During an interview in November, Renee told me Ike took much more than her home. The storm destroyed her community, displaced her students and scattered her friends. Ike left the Brawners, and other full-time peninsula residents, without a place to call home.

“We don’t really know what the future holds for us,” she said. “Ike almost made us feel like we don’t belong anywhere.”

1 comment to Quote of the Day

  • Kathy M.

    Heartbreaking story! Many of us in that were in Ike’s destructive path in Galveston sometimes forget that the lives of many of our neighbors and those in surrounding communities were destroyed as well. I try to justify all the media attention to the devastation in Haiti and New Orleans, horrified by the loss of life. After Ike, many of us were chastised for living on an island, in a hurricane-prone area as if we had it coming. We’ve managed to repair our damage and get back to as “normal” a life as possible. Others were not so lucky!
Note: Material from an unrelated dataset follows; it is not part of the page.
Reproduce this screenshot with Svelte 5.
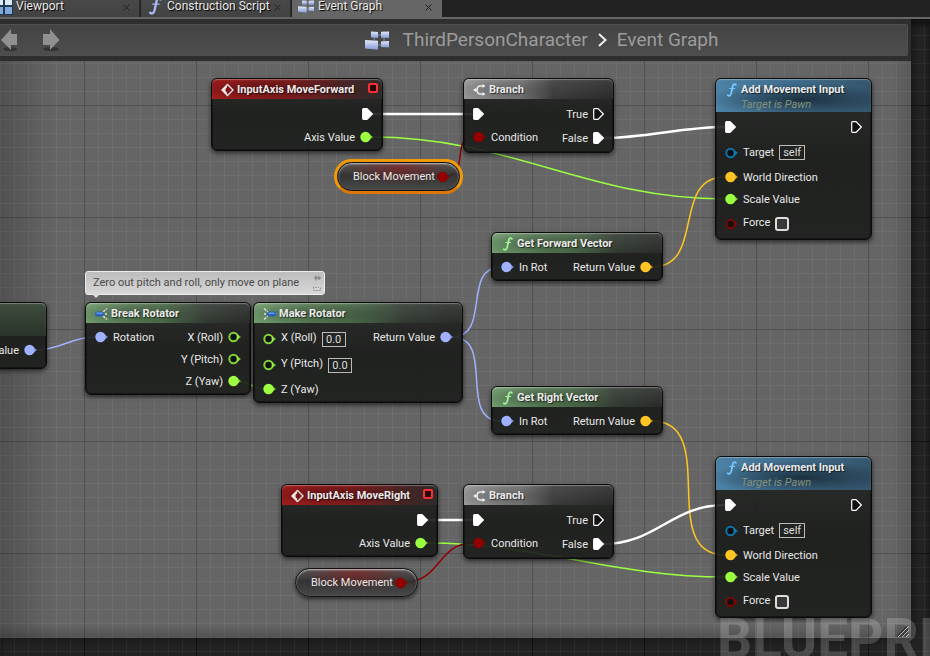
<script lang="ts">
	type PinKind = 'exec' | 'float' | 'rotator' | 'vector' | 'bool' | 'object';

	interface Pin {
		kind: PinKind;
		label?: string;
		linked?: boolean;
		value?: string;
		self?: boolean;
		check?: boolean;
	}

	interface GraphNode {
		id: string;
		title: string;
		subtitle?: string;
		theme: 'event' | 'flow' | 'pure' | 'call';
		icon: 'event' | 'branch' | 'break' | 'make' | 'function' | 'none';
		x: number;
		y: number;
		width: number;
		inputs: Pin[];
		outputs: Pin[];
	}

	interface Wire {
		kind: PinKind;
		from: [number, number];
		to: [number, number];
	}

	const colors: Record<PinKind, string> = {
		exec: '#ffffff',
		float: '#9cff41',
		rotator: '#9fb1ff',
		vector: '#ffc523',
		bool: '#920101',
		object: '#0c87cc',
	};

	const tabs = [
		{ title: 'Viewport', icon: 'viewport' },
		{ title: 'Construction Script', icon: 'function' },
		{ title: 'Event Graph', icon: 'graph' },
	];

	let active = $state('Event Graph');

	const eventNode = (id: string, title: string, x: number, y: number, width: number): GraphNode => ({
		id, title, theme: 'event', icon: 'event', x, y, width,
		inputs: [],
		outputs: [
			{ kind: 'exec', linked: true },
			{ kind: 'float', label: 'Axis Value', linked: true },
		],
	});

	const branchNode = (id: string, x: number, y: number): GraphNode => ({
		id, title: 'Branch', theme: 'flow', icon: 'branch', x, y, width: 151,
		inputs: [
			{ kind: 'exec', linked: true },
			{ kind: 'bool', label: 'Condition', linked: true },
		],
		outputs: [
			{ kind: 'exec', label: 'True' },
			{ kind: 'exec', label: 'False', linked: true },
		],
	});

	const vectorNode = (id: string, title: string, x: number, y: number): GraphNode => ({
		id, title, theme: 'pure', icon: 'function', x, y, width: 172,
		inputs: [{ kind: 'rotator', label: 'In Rot', linked: true }],
		outputs: [{ kind: 'vector', label: 'Return Value', linked: true }],
	});

	const moveNode = (id: string, x: number, y: number): GraphNode => ({
		id, title: 'Add Movement Input', subtitle: 'Target is Pawn', theme: 'call', icon: 'function', x, y, width: 157,
		inputs: [
			{ kind: 'exec', linked: true },
			{ kind: 'object', label: 'Target', self: true },
			{ kind: 'vector', label: 'World Direction', linked: true },
			{ kind: 'float', label: 'Scale Value', linked: true },
			{ kind: 'bool', label: 'Force', check: true },
		],
		outputs: [{ kind: 'exec' }],
	});

	const nodes: GraphNode[] = [
		{
			id: 'yaw', title: '', subtitle: ' ', theme: 'pure', icon: 'none', x: -113, y: 283, width: 160,
			inputs: [],
			outputs: [{ kind: 'rotator', label: 'Return Value', linked: true }],
		},
		eventNode('forward', 'InputAxis MoveForward', 211, 59, 172),
		branchNode('branch-1', 463, 59),
		moveNode('move-1', 715, 59),
		vectorNode('fwd-vector', 'Get Forward Vector', 491, 213),
		{
			id: 'break', title: 'Break Rotator', theme: 'pure', icon: 'break', x: 85, y: 283, width: 166,
			inputs: [{ kind: 'rotator', label: 'Rotation', linked: true }],
			outputs: [
				{ kind: 'float', label: 'X (Roll)' },
				{ kind: 'float', label: 'Y (Pitch)' },
				{ kind: 'float', label: 'Z (Yaw)', linked: true },
			],
		},
		{
			id: 'make', title: 'Make Rotator', theme: 'pure', icon: 'make', x: 253, y: 283, width: 210,
			inputs: [
				{ kind: 'float', label: 'X (Roll)', value: '0.0' },
				{ kind: 'float', label: 'Y (Pitch)', value: '0.0' },
				{ kind: 'float', label: 'Z (Yaw)', linked: true },
			],
			outputs: [{ kind: 'rotator', label: 'Return Value', linked: true }],
		},
		vectorNode('right-vector', 'Get Right Vector', 491, 367),
		eventNode('right', 'InputAxis MoveRight', 281, 465, 157),
		branchNode('branch-2', 463, 465),
		moveNode('move-2', 715, 437),
	];

	const variables = [
		{ id: 'block-1', x: 337, y: 143, selected: true },
		{ id: 'block-2', x: 295, y: 549, selected: false },
	];

	const wires: Wire[] = [
		{ kind: 'exec', from: [373, 95], to: [473, 95] },
		{ kind: 'exec', from: [603, 119], to: [725, 108] },
		{ kind: 'float', from: [372, 118], to: [725, 180] },
		{ kind: 'bool', from: [447, 157], to: [473, 118] },
		{ kind: 'rotator', from: [36, 331], to: [95, 318] },
		{ kind: 'float', from: [240, 363], to: [264, 370] },
		{ kind: 'rotator', from: [452, 318], to: [501, 248] },
		{ kind: 'rotator', from: [452, 318], to: [501, 402] },
		{ kind: 'vector', from: [652, 248], to: [725, 158] },
		{ kind: 'vector', from: [652, 402], to: [725, 536] },
		{ kind: 'exec', from: [427, 501], to: [473, 501] },
		{ kind: 'exec', from: [603, 525], to: [725, 486] },
		{ kind: 'float', from: [427, 524], to: [725, 558] },
		{ kind: 'bool', from: [405, 563], to: [473, 524] },
	];

	// Tangents grow with the distance between both ends
	function wirePath({ from: [x1, y1], to: [x2, y2] }: Wire) {
		const reach = (Math.abs(x2 - x1) + Math.abs(y2 - y1)) / 3;
		return `M${x1} ${y1}C${x1 + reach} ${y1} ${x2 - reach} ${y2} ${x2} ${y2}`;
	}
</script>

{#snippet graphIcon()}
	<svg class="graph-icon" viewBox="0 0 24 19" aria-hidden="true">
		<defs>
			<linearGradient id="graph-fill" x1="0" y1="0" x2="0" y2="1">
				<stop offset="0" stop-color="#e4e9fb" />
				<stop offset="1" stop-color="#8399d6" />
			</linearGradient>
		</defs>
		<path d="M11 4h8M9 9l1-4M13 14h5M19 5v8" stroke="#8b8f9c" fill="none" />
		<g fill="url(#graph-fill)">
			<path d="M6 .5l7 .4v6L6 6.600z" />
			<path d="M16 .8l8-.3v6.500l-8-.2z" />
			<path d="M0 9l13 .8v9L0 17.500z" />
			<path d="M16 10.500l8-.5v6.500l-8-.5z" />
		</g>
	</svg>
{/snippet}

{#snippet functionIcon()}
	<svg class="fn-icon" viewBox="0 0 13 16" aria-hidden="true">
		<path d="M11.500 2.200C10 .5 8.400 1.400 7.800 4L6.200 11.500C5.600 14.200 4 15.400 2.200 14" />
		<path class="thin" d="M4.500 6.300h5.600" />
	</svg>
{/snippet}

{#snippet pinIcon(pin: Pin)}
	{#if pin.kind === 'exec'}
		<svg class="pin exec" viewBox="0 0 11 12" aria-hidden="true">
			<path
				d="M1.500 .7H5L10.300 6L5 11.300H1.500Q.7 11.300 .7 10.500V1.500Q.7 .7 1.500 .7Z"
				fill={pin.linked ? '#fff' : '#111'}
				stroke="#fff"
				stroke-width="1.200"
			/>
		</svg>
	{:else}
		<svg class="pin" viewBox="0 0 13 12" aria-hidden="true">
			<path d="M9 3L13 6L9 9Z" fill={colors[pin.kind]} opacity="0.75" />
			<circle
				cx="5.500"
				cy="6"
				r="4.200"
				fill={pin.linked ? colors[pin.kind] : '#0c0e0c'}
				stroke={colors[pin.kind]}
				stroke-width="2"
				opacity={pin.linked ? 1 : 0.8}
			/>
		</svg>
	{/if}
{/snippet}

<div class="editor">
	<nav class="tabs">
		{#each tabs as tab}
			<div class="tab" class:active={active === tab.title}>
				<button class="tab-main" onclick={() => (active = tab.title)}>
					<span class="tab-icon">
						{#if tab.icon === 'viewport'}
							<svg viewBox="0 0 18 18" aria-hidden="true">
								<path d="M0 0h18v18H0z" fill="#1f3a52" />
								<path d="M1 1h7v7H1zM10 1h7v7h-7z" fill="#dcecf2" />
								<path d="M1 10h7v7H1zM10 10h7v7h-7z" fill="#7fa8dc" />
							</svg>
						{:else if tab.icon === 'function'}
							{@render functionIcon()}
						{:else}
							{@render graphIcon()}
						{/if}
					</span>
					{tab.title}
				</button>
				<button class="close" aria-label="Close {tab.title}">
					<svg viewBox="0 0 7 7" aria-hidden="true"><path d="M.5 .5l6 6M6.500 .5l-6 6" /></svg>
				</button>
			</div>
		{/each}
	</nav>

	<main class="graph">
		<div class="sheet">
			<header class="crumbs">
				<div class="crumb-bar">
					<button class="history" aria-label="Back">
						<svg viewBox="0 0 18 24" aria-hidden="true">
							<ellipse cx="10" cy="21" rx="7" ry="2" fill="#333" />
							<path d="M1 12L11 1V6H17V17H11V22Z" fill="#8e918e" />
						</svg>
					</button>
					<button class="history" aria-label="Forward">
						<svg viewBox="0 0 18 24" aria-hidden="true">
							<ellipse cx="9" cy="21" rx="8" ry="2" fill="#333" />
							<path d="M17.500 12L8 1V6H1V17H8V22Z" fill="#8e918e" />
						</svg>
					</button>
					<div class="path">
						{@render graphIcon()}
						<a href="#character">ThirdPersonCharacter</a>
						<svg class="chevron" viewBox="0 0 9 14" aria-hidden="true"><path d="M1 1L7.500 7L1 13" /></svg>
						<a href="#graph">Event Graph</a>
					</div>
				</div>
			</header>
			<svg class="grip" viewBox="0 0 12 12" aria-hidden="true">
				<path d="M0 12L12 0M4 12L12 4M8 12L12 8" stroke="#333" stroke-width="2" />
				<path d="M1 12L12 1M5 12L12 5M9 12L12 9" stroke="#bbb" />
			</svg>
		</div>

		<svg class="wires" aria-hidden="true">
			{#each wires as wire}
				<path d={wirePath(wire)} stroke={colors[wire.kind]} class:thick={wire.kind === 'exec'} />
			{/each}
		</svg>

		{#each nodes as node (node.id)}
			<section class="node {node.theme}" style="left: {node.x}px; top: {node.y}px; width: {node.width}px;">
				<div class="head" class:tall={node.subtitle}>
					<span class="head-icon">
						{#if node.icon === 'function'}
							{@render functionIcon()}
						{:else if node.icon === 'event'}
							<svg viewBox="0 0 13 14" aria-hidden="true">
								<path d="M6.500 1.500L12 7L6.500 12.500L1 7Z" fill="none" stroke="#f1dede" stroke-width="1.400" />
								<path d="M6 1.500L.5 7L6 12.500V9.800L4.500 8V6L6 4.200Z" fill="#f6eaea" />
							</svg>
						{:else if node.icon === 'branch'}
							<svg viewBox="0 0 13 14" aria-hidden="true">
								<path d="M10 3H7.500Q4 3 4 7T7.500 11H10M1 7h3" fill="none" stroke="#eee" stroke-width="1.500" />
								<path d="M9.500 1l3 2-3 2zM9.500 9l3 2-3 2zM3 5L0 7l3 2z" fill="#eee" />
							</svg>
						{:else if node.icon === 'break'}
							<svg viewBox="0 0 13 14" aria-hidden="true">
								<path d="M8 5l4-3.500M10 7h2M8 9l4 3.500" stroke="#ddd" stroke-width="1.500" stroke-dasharray="3 1" />
								<rect x="0" y="4.500" width="9" height="5" rx="2" fill="#2b62b8" />
								<path d="M1.500 6.200h6" stroke="#86b8ff" />
							</svg>
						{:else if node.icon === 'make'}
							<svg viewBox="0 0 13 14" aria-hidden="true">
								<path d="M1 1.500L5 5M1 7h2M1 12.500L5 9" stroke="#ddd" stroke-width="1.500" stroke-dasharray="3 1" />
								<rect x="4" y="4.500" width="9" height="5" rx="2" fill="#2b62b8" />
								<path d="M5.500 6.200h6" stroke="#86b8ff" />
							</svg>
						{/if}
					</span>
					<div>
						<h2>{node.title}</h2>
						{#if node.subtitle}<p>{node.subtitle}</p>{/if}
					</div>
					{#if node.theme === 'event'}<span class="delegate"></span>{/if}
				</div>
				<div class="body">
					<div class="column">
						{#each node.inputs as pin, i}
							<div class="row" class:exec-row={pin.kind === 'exec'} class:valued={pin.value} class:wide={pin.self || pin.check}>
								{@render pinIcon(pin)}
								{#if pin.value || pin.check}
									<label for="{node.id}-{i}">{pin.label}</label>
								{:else}
									<span class="label">{pin.label}</span>
								{/if}
								{#if pin.value}
									<input class="value" id="{node.id}-{i}" type="text" value={pin.value} />
								{:else if pin.check}
									<input class="check" id="{node.id}-{i}" type="checkbox" />
								{:else if pin.self}
									<span class="self">self</span>
								{/if}
							</div>
						{/each}
					</div>
					<div class="column out">
						{#each node.outputs as pin}
							<div class="row" class:exec-row={pin.kind === 'exec'}>
								<span class="label">{pin.label}</span>
								{@render pinIcon(pin)}
							</div>
						{/each}
					</div>
				</div>
			</section>
		{/each}

		{#each variables as item (item.id)}
			<div class="variable" class:selected={item.selected} style="left: {item.x}px; top: {item.y}px;">
				<span>Block Movement</span>
				{@render pinIcon({ kind: 'bool', linked: true })}
			</div>
		{/each}

		<div class="bubble" style="left: 85px; top: 252px;">
			<span>Zero out pitch and roll, only move on plane</span>
			<svg viewBox="0 0 8 18" aria-hidden="true">
				<path d="M1 4h7M3 1.500v5M6 2v4" stroke="#777" fill="none" />
				<path d="M.5 12.500v4h7v-4M2 13.500h4" stroke="#8d999e" fill="none" stroke-dasharray="2 1" />
			</svg>
		</div>

		<div class="watermark">BLUEPRINT</div>
	</main>
</div>

<style>
	:global(body) {
		margin: 0;
		background: #242424;
	}

	.editor {
		display: flex;
		flex-direction: column;
		height: 100vh;
		overflow: hidden;
		font: 11px/14px Roboto, sans-serif;
		color: #e8e8e8;
	}

	button {
		border: 0;
		padding: 0;
		background: none;
		color: inherit;
		font: inherit;
	}

	svg {
		display: block;
		flex-shrink: 0;
	}

	/* Tabs */
	.tabs {
		display: flex;
		gap: 1px;
		height: 17px;
		margin-left: -10px;
		flex-shrink: 0;
		background: #222;
		border-bottom: 2px solid #666;
		overflow: hidden;
	}

	.tab {
		display: flex;
		align-items: center;
		justify-content: space-between;
		box-sizing: border-box;
		width: 150px;
		height: 24px;
		margin-top: -6px;
		padding: 0 9px 0 6px;
		background: linear-gradient(#4b4b4b, #424242);
		border-right: 1px solid #2c2c2c;
	}

	.tab.active {
		background: #666;
		border-color: #666;
	}

	.tab-main {
		display: flex;
		align-items: center;
		gap: 4px;
		font-size: 12px;
		white-space: nowrap;
		text-shadow: 1px 1px 1px #000;
	}

	.tab-icon {
		display: flex;
		justify-content: center;
		width: 16px;
		color: #a9baf5;
	}

	.tab-icon > svg {
		width: 18px;
		height: 18px;
	}

	.tab-icon .graph-icon {
		width: 16px;
		height: 13px;
	}

	.close svg {
		width: 7px;
		height: 7px;
		margin-top: 2px;
		stroke: #222;
	}

	/* Canvas */
	.graph {
		position: relative;
		display: flex;
		flex: 1;
		overflow: hidden;
		background-color: #242424;
		background-image:
			linear-gradient(#141414 1px, transparent 1px),
			linear-gradient(90deg, #141414 1px, transparent 1px),
			linear-gradient(#2f2f2f 1px, transparent 1px),
			linear-gradient(90deg, #2f2f2f 1px, transparent 1px);
		background-size: 112px 112px, 112px 112px, 14px 14px, 14px 14px;
		background-position: 0 86px, 84px 0, 0 2px, 0 0;
		box-shadow: inset 0 6px 6px #0008;
	}

	.sheet {
		position: relative;
		flex: 1;
		margin: 0 19px 18px 0;
		background-color: #656565;
		background-image:
			linear-gradient(90deg, #0003, transparent 56px),
			linear-gradient(270deg, #0002, transparent 20px),
			linear-gradient(0deg, #0003, transparent 14px),
			linear-gradient(#515151 1px, transparent 1px),
			linear-gradient(90deg, #515151 1px, transparent 1px),
			linear-gradient(#6e6e6e 1px, transparent 1px),
			linear-gradient(90deg, #6e6e6e 1px, transparent 1px);
		background-size: auto, auto, auto, 112px 112px, 112px 112px, 14px 14px, 14px 14px;
		background-position: 0 0, 0 0, 0 0, 0 86px, 84px 0, 0 2px, 0 0;
		box-shadow: 0 0 12px #0009;
	}

	.crumbs {
		padding: 5px 3px 5px 0;
		background: #2b2b2bee;
	}

	.crumb-bar {
		display: flex;
		align-items: center;
		box-sizing: border-box;
		height: 32px;
		gap: 24px;
		background: linear-gradient(#444, #4d4d4d);
		border: 1px solid #505050;
		border-left: 0;
		border-radius: 0 2px 2px 0;
	}

	.history svg {
		width: 18px;
		height: 24px;
	}

	.path {
		display: flex;
		align-items: center;
		justify-content: center;
		flex: 1;
		padding-left: 92px;
		font-size: 19px;
		line-height: 24px;
	}

	.path a {
		color: #9c9c9c;
		text-decoration: none;
	}

	.graph-icon {
		width: 24px;
		height: 19px;
	}

	.path .graph-icon {
		margin-right: 14px;
	}

	.chevron {
		width: 9px;
		height: 14px;
		margin: 0 10px;
		fill: none;
		stroke: #eee;
		stroke-width: 2;
	}

	.grip {
		position: absolute;
		right: 2px;
		bottom: 1px;
		width: 12px;
		height: 12px;
	}

	.wires {
		position: absolute;
		inset: 0;
		width: 100%;
		height: 100%;
		fill: none;
		stroke-width: 1.5;
	}

	.thick {
		stroke-width: 2.5;
	}

	/* Nodes */
	.node {
		position: absolute;
		box-sizing: border-box;
		border: 1px solid #0b0b0b;
		border-radius: 6px;
		background: linear-gradient(#252725e0, #181a18e6 50%, #1b1d1be6);
		box-shadow: 0 2px 5px #0009, inset 0 0 0 1px #0006;
		white-space: nowrap;
	}

	.head {
		display: flex;
		align-items: flex-start;
		gap: 3px;
		box-sizing: border-box;
		height: 20px;
		padding: 4px 4px 0 9px;
		border-radius: 5px 5px 0 0;
		box-shadow: inset 0 1px 1px #ffffff50;
	}

	.head.tall {
		height: 33px;
	}

	.event .head {
		background:
			radial-gradient(ellipse 50% 60% at 32% 50%, #0006, transparent),
			linear-gradient(90deg, #a51d1d, #8a1f20 45%, #4d2324 75%, #2d2a2a);
	}

	.flow .head {
		background:
			linear-gradient(#ffffff18, transparent),
			radial-gradient(ellipse 40% 70% at 25% 50%, #0004, transparent),
			linear-gradient(90deg, #9c9c9c, #777 38%, #3a3a3a 60%, #2a2a2a);
	}

	.pure .head {
		background:
			linear-gradient(#ffffff18, transparent),
			radial-gradient(ellipse 40% 60% at 28% 50%, #0005, transparent),
			linear-gradient(90deg, #6f9c6c, #4b6e49 45%, #323a32 72%, #292b29);
	}

	.pure .head.tall {
		background: linear-gradient(#3d4d3d, #2a332a);
	}

	.pure .head.tall + .body {
		padding-bottom: 7px;
	}

	.call .head {
		background:
			radial-gradient(ellipse 60% 50% at 55% 62%, #101c26bb, transparent),
			linear-gradient(90deg, #4d82a6, #3f6c8b 50%, #35566d);
	}

	.head-icon {
		display: flex;
		align-items: center;
		justify-content: center;
		width: 13px;
		height: 13px;
		flex-shrink: 0;
	}

	.head-icon svg {
		width: 13px;
		height: 14px;
	}

	.fn-icon {
		fill: none;
		stroke: currentColor;
		stroke-width: 2;
		stroke-linecap: round;
	}

	.thin {
		stroke-width: 1.2;
	}

	.pure .head-icon {
		color: #a5f59c;
	}

	.call .head-icon {
		color: #77c8ff;
	}

	h2,
	p {
		margin: 0;
		font-size: 11px;
		line-height: 14px;
	}

	h2 {
		font-weight: 700;
		color: #eaeaea;
		text-shadow: 1px 1px 1px #0009;
	}

	p {
		line-height: 16px;
		font-style: italic;
		color: #84927a;
	}

	.delegate {
		width: 6px;
		height: 6px;
		margin: 0 0 0 auto;
		border: 2px solid #ff2f2f;
		border-radius: 2px;
		background: #240808;
	}

	.body {
		display: flex;
		justify-content: space-between;
		padding: 3px 9px 2px;
	}

	.column {
		display: flex;
		flex-direction: column;
	}

	.row {
		display: flex;
		align-items: center;
		height: 22px;
		gap: 5px;
	}

	.exec-row {
		height: 24px;
	}

	.valued {
		height: 26px;
	}

	.wide {
		height: 27px;
	}

	.label {
		padding-top: 1px;
	}

	.row label {
		padding-bottom: 2px;
	}

	.out .row {
		justify-content: flex-end;
	}

	.pin {
		width: 13px;
		height: 12px;
	}

	.pin.exec {
		width: 11px;
	}

	.value,
	.self {
		box-sizing: border-box;
		height: 15px;
		border: 1px solid #bbb;
		background: none;
		color: #ddd;
		font: inherit;
		line-height: 13px;
		text-align: center;
	}

	.value {
		width: 24px;
		padding: 0;
		border-radius: 0;
	}

	.self {
		width: 26px;
	}

	.check {
		appearance: none;
		box-sizing: border-box;
		width: 14px;
		height: 14px;
		margin: 0;
		border: 2px solid #ddd;
		border-radius: 3px;
		background: #383838;
	}

	.variable {
		position: absolute;
		display: flex;
		align-items: center;
		gap: 2px;
		box-sizing: border-box;
		height: 29px;
		padding: 0 9px 0 15px;
		border: 1px solid #111;
		border-radius: 15px;
		background:
			radial-gradient(ellipse 45% 60% at 50% 20%, #8c1c1c99, transparent),
			linear-gradient(#555d, #2c2c2cdd 45%, #444d);
		box-shadow: 0 2px 4px #0009, inset 0 1px 2px #ffffffaa;
		white-space: nowrap;
	}

	.variable.selected {
		box-shadow: 0 0 0 1px #0008, inset 0 1px 2px #ffffffaa;
	}

	.variable.selected::before {
		content: '';
		position: absolute;
		inset: -4px;
		border: 3px solid #f09a08;
		border-bottom-color: #dc7604;
		border-radius: 18px;
	}

	.bubble {
		position: absolute;
		display: flex;
		align-items: center;
		gap: 14px;
		box-sizing: border-box;
		height: 24px;
		padding: 0 3px 0 7px;
		border: 1px solid #eee;
		border-radius: 3px;
		background: linear-gradient(#bdbdbd, #d8d8d8);
		color: #4a4a4a;
		white-space: nowrap;
	}

	.bubble::after {
		content: '';
		position: absolute;
		left: 6px;
		top: 100%;
		border: 4px solid transparent;
		border-top-color: #ddd;
	}

	.bubble svg {
		width: 8px;
		height: 18px;
	}

	.watermark {
		position: absolute;
		right: -77px;
		bottom: -4px;
		color: #ffffff2e;
		font-size: 55px;
		font-weight: 700;
		line-height: 42px;
		pointer-events: none;
	}
</style>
    If you need a lift, make a trip to New Orleans! :) While most people (even in Texas) don’t know what we have experienced, the people of New Orleans truly understand what we’ve been through! When asked in New Orleans, “where ya’ll from” and the response is “Galveston”, you can see the compassion in their eyes, when they touch your arm and asked, “how ya’ll doing?”. I could rant for hours, but I just respond (a little teary-eyed), “we’re doing fine; thanks for asking”. They get it.

    Leigh, keep up the good work. I can’t wait to purchase our own copy!